Il cardinale australiano George Pell, prefetto emerito della Segreteria per l’Economia, è morto questa sera, martedì 10 gennaio, intorno alle 21, a Roma.
Aveva 81 anni. Il porporato è deceduto in seguito ad alcune complicazioni cardiache sopraggiunte dopo una operazione all’anca, programmata da tempo. Pochi giorni fa aveva concelebrato le esequie in piazza San Pietro di Benedetto XVI.

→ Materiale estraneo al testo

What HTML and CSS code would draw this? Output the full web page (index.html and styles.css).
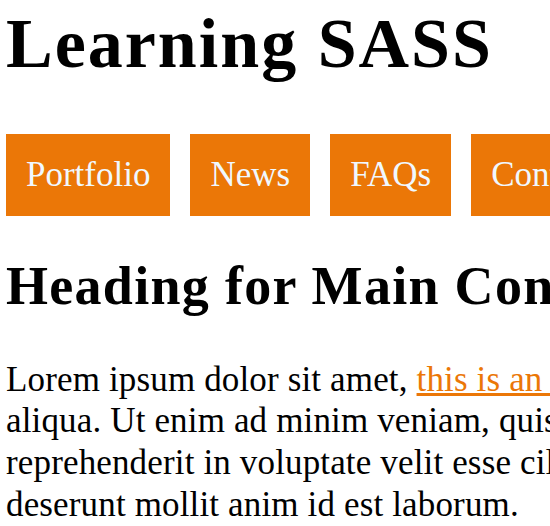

Pell – che soffriva da tempo di problemi cardiaci e a cui dal 2010 era stato impiantato un pacemaker – si trovava a Roma, dove aveva fatto ritorno nel settembre 2020, due anni dopo aver subito un processo in Australia per accuse di abusi sessuali su minorenni negli anni ’90. Nel giugno 2017 il cardinale era stato rinviato a giudizio ed era tornato nel suo Paese per sottoporsi al processo.
Papa Francesco gli aveva concesso un periodo di congedo per potersi difendere dalle accuse. Dopo un lungo dibattimento giudiziario, la County Court dello Stato di Victoria aveva ordinato l’arresto del cardinale, revocando la libertà su cauzione accordatagli dopo l’incriminazione del dicembre 2018. Condannato nel marzo 2019 a una pena detentiva di sei anni, la Corte Suprema dell’Australia, alla luce dei numerosi vizi formali nelle procedure processuali segnalati dal giudice Mark Weinberg, ha ammesso la richiesta di appello presentata dai legali di Pell. Il cardinale è stato quindi completamente scagionato da una sentenza dell’Alta Corte nell’aprile 2020. Sentenza accolta con soddisfazione dalla Santa Sede che, in un comunicato, affermava di aver sempre riposto fiducia nell’autorità giudiziaria australiana
Prima del proscioglimento, Pell ha tuttavia trascorso 404 giorni in cella in due carceri di massima sicurezza a Melbourne e Barwon dal febbraio al luglio 2019. Una esperienza dura, vissuta per un periodo anche in isolamento, della quale il cardinale aveva riportato ogni dettaglio in una collana dal titolo “Prison Journal. Diario di una prigione”, edita da Ignatius Press. In oltre 300 pagine Pell, prendendo spunto da quanto aveva annotato quotidianamente, riportava degli incontri con gli altri detenuti, delle visite e lettere ricevute, della preghiera e l’Eucarestia che lo accompagnavano durante la prigionia.
“La mia esperienza dimostra quanto ci aiutano gli insegnamenti della Chiesa, quanto aiuta pregare, cercare la grazia di Dio”, diceva in una intervista a Radio Vaticana – Vatican News, in cui spiegava pure di aver scritto continuamente durante la reclusione perché “ho pensato che avrebbe potuto essere di aiuto per chi si trova in difficoltà, per chi vive un momento di sofferenza, come quello che ho vissuto io. Poi – aggiungeva – ho pensato che tenere un diario sarebbe stato di qualche interesse dal punto di vista storico, perché non ci sono stati molti cardinali che hanno fatto l’esperienza del carcere”.
Nato a Ballarat, nello Stato di Victoria, nel 1941, arcivescovo emerito di Sydney e poi di Melbourne, il cardinale era stato chiamato da Papa Francesco il 13 aprile 2013 a far parte del Consiglio dei cardinali per studiare un progetto di riforma e coadiuvarlo nel governo della Chiesa. Il 24 febbraio 2014 era stato nominato prefetto della neonata Segreteria per l’Economia, avviando una serie di riforme finanziarie. Aveva lasciato i due incarichi rispettivamente nel dicembre 2018 e nel febbraio 2019.